How you go from plain text to a formal argumentation context (as a directed graph) is still very much an open question. I don't think we will ever be at a point where you can automatically mine that information, since natural language is so hard to make sense of with computers. This means that ultimately it'll be some form of user that has to say what is an argument and what is an attack.
The Abstract in SAA refers to the fact that we distance ourselves from that problem. We work exclusively with nodes and arrows (and votes). It is not clear to us that you should have different argument types at all - what would be their purpose? How do they differ? SAA is nice because it is super simple and to the point. An argument is some sort of statement that may or may not undermine other statements, and that may or may not be undermined by other statements. This notion of "undermining" induces the attack relation.
The Social part of SAA means that the community can self-regulate. In other words, if someone goes into a nice, mature community and starts spewing nonsense as arguments, the community has the power to downvote that opinion into irrelevance.
I think it's also important to realise that outcomes to all debates are ultimately
always dependent on the context, whether in "real-life" or online. I mean, talk about gay marriage in a southern US state or in a metropolitan area, and the result will be reversed. Talk about it in a US wide context, and it might be 50/50. An atheist in a religious forum and a believer in an atheist forum WOULD likely be downvoted simply because people don't agree with their opinions. That's the way the world works.
If you accept that the formal outcome of a debate depends on its context and participating community, your complaints aren't really bugs of the system, they're features
To respond to Angle's more recent post.

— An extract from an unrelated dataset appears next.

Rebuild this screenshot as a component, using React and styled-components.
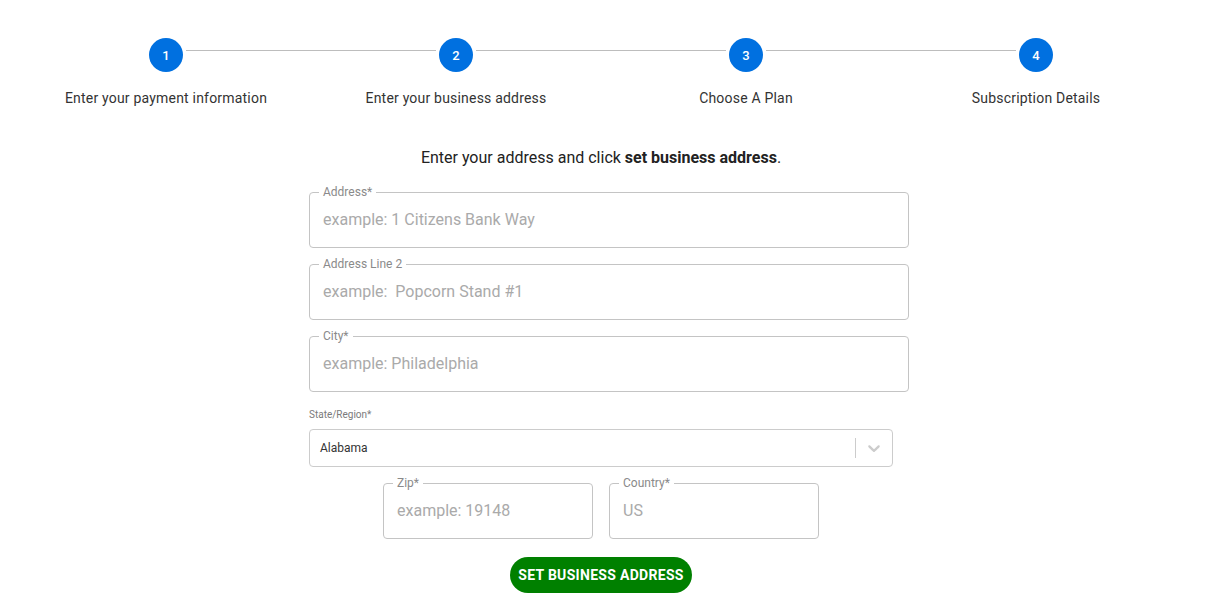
import React from 'react'
import styled, { createGlobalStyle } from 'styled-components'

const GlobalStyle = createGlobalStyle`
  body {
    margin: 0;
    background: #fff;
    font-family: Roboto, "Liberation Sans", sans-serif;
  }
`

const Page = styled.div`
  padding-top: 38px;
`

const Stepper = styled.div`
  display: grid;
  grid-template-columns: repeat(4, 290px);
  margin-left: 21px;
`

const Step = styled.div`
  display: flex;
  flex-direction: column;
  align-items: center;
`

const StepHead = styled.div`
  display: flex;
  align-items: flex-start;
  width: 100%;
`

const Connector = styled.div`
  flex: 1;
  height: 1px;
  margin-top: 12px;
  background: ${(p) => (p.$blank ? 'transparent' : '#bdbdbd')};
`

const Circle = styled.div`
  width: 34px;
  height: 34px;
  margin: 0 3px;
  border-radius: 50%;
  background: #0070e0;
  color: #fff;
  font-size: 13px;
  font-weight: 500;
  display: flex;
  align-items: center;
  justify-content: center;
`

const StepLabel = styled.div`
  margin-top: 16px;
  font-size: 14px;
  line-height: 20px;
  letter-spacing: 0.2px;
  color: #333;
`

const Form = styled.form`
  width: 600px;
  margin: 0 0 0 309px;
  display: flex;
  flex-direction: column;
  gap: 9px;
`

const Intro = styled.p`
  width: 584px;
  margin: 38px 0 6px;
  text-align: center;
  font-size: 16px;
  line-height: 24px;
  color: #222;

  b {
    font-weight: 700;
  }
`

const Field = styled.fieldset`
  margin: 0;
  padding: 0 13px 8px;
  border: 1px solid #c4c4c4;
  border-radius: 4px;
  width: ${(p) => p.$width || 'auto'};
  box-sizing: border-box;
`

const Legend = styled.legend`
  margin-left: -4px;
  padding: 0 4px;
  font-size: 12px;
  line-height: 14px;
  color: #8a8a8a;
`

const Input = styled.input`
  display: block;
  width: 100%;
  height: 40px;
  border: none;
  padding: 0;
  font-family: inherit;
  font-size: 16px;
  color: #333;
  background: transparent;

  &::placeholder {
    color: #aaa;
    opacity: 1;
  }

  &:focus {
    outline: none;
  }
`

const Lower = styled.div`
  width: 584px;
  display: flex;
  flex-direction: column;
  gap: 9px;
`

const SmallLabel = styled.div`
  margin: 8px 0 -1px;
  font-size: 10px;
  line-height: 12px;
  color: #7a7a7a;
`

const Select = styled.div`
  height: 38px;
  box-sizing: border-box;
  border: 1px solid #ccc;
  border-radius: 4px;
  display: flex;
  align-items: center;
`

const SelectValue = styled.div`
  flex: 1;
  padding-left: 10px;
  font-size: 12px;
  color: #333;
`

const Separator = styled.span`
  align-self: stretch;
  width: 1px;
  margin: 8px 0;
  background: #ccc;
`

const Indicator = styled.div`
  padding: 8px;
  display: flex;
  color: #ccc;
`

const Row = styled.div`
  display: flex;
  justify-content: center;
  gap: 16px;
`

const Submit = styled.button`
  align-self: center;
  margin-top: 9px;
  height: 36px;
  padding: 0 8px;
  border: none;
  border-radius: 18px;
  background: #008000;
  color: #fff;
  font-family: inherit;
  font-size: 14px;
  font-weight: 700;
  letter-spacing: 0.3px;
  text-transform: uppercase;
  cursor: pointer;
`

const steps = [
  'Enter your payment information',
  'Enter your business address',
  'Choose A Plan',
  'Subscription Details',
]

const Chevron = () => (
  <svg width="20" height="20" viewBox="0 0 20 20" fill="currentColor">
    <path d="M4.516 7.548c0.436-0.446 1.043-0.481 1.576 0l3.908 3.747 3.908-3.747c0.533-0.481 1.141-0.446 1.574 0 0.436 0.445 0.408 1.197 0 1.615-0.406 0.418-4.695 4.502-4.695 4.502-0.217 0.223-0.502 0.335-0.787 0.335s-0.57-0.112-0.789-0.335c0 0-4.287-4.084-4.695-4.502s-0.436-1.17 0-1.615z" />
  </svg>
)

const OutlinedField = ({ label, placeholder, width }) => (
  <Field $width={width}>
    <Legend>{label}</Legend>
    <Input placeholder={placeholder} />
  </Field>
)

export default function App() {
  return (
    <Page>
      <GlobalStyle />
      <Stepper>
        {steps.map((label, i) => (
          <Step key={label}>
            <StepHead>
              <Connector $blank={i === 0} />
              <Circle>{i + 1}</Circle>
              <Connector $blank={i === steps.length - 1} />
            </StepHead>
            <StepLabel>{label}</StepLabel>
          </Step>
        ))}
      </Stepper>

      <Form onSubmit={(e) => e.preventDefault()}>
        <Intro>
          Enter your address and click <b>set business address</b>.
        </Intro>
        <OutlinedField label="Address*" placeholder="example: 1 Citizens Bank Way" />
        <OutlinedField label="Address Line 2" placeholder="example:  Popcorn Stand #1" />
        <OutlinedField label="City*" placeholder="example: Philadelphia" />
        <Lower>
          <SmallLabel>State/Region*</SmallLabel>
          <Select>
            <SelectValue>Alabama</SelectValue>
            <Separator />
            <Indicator>
              <Chevron />
            </Indicator>
          </Select>
          <Row>
            <OutlinedField label="Zip*" placeholder="example: 19148" width="210px" />
            <OutlinedField label="Country*" placeholder="US" width="210px" />
          </Row>
          <Submit type="submit">Set business address</Submit>
        </Lower>
      </Form>
    </Page>
  )
}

You *could* simply create an argument that states another argument is Non-sequitur, ad hominem, or strawman, and have that attack the original flawed argument. If people agree with that, using !!LOGIC!!, SAA would reduce the strength of the flawed argument until it became too weak to have any real impact. Heck, if people realise that the argument is flawed, they can simply downvote it.
Overly complicated systems restrict usage. We'd really like to have as many people as possible using this, right? Arguments, attacks and voting can pretty much represent any situation that we've been able to think of for quite a while now. That doesn't mean extensions aren't possible, but before making the system more complex and less usable, those changes should be strongly justified.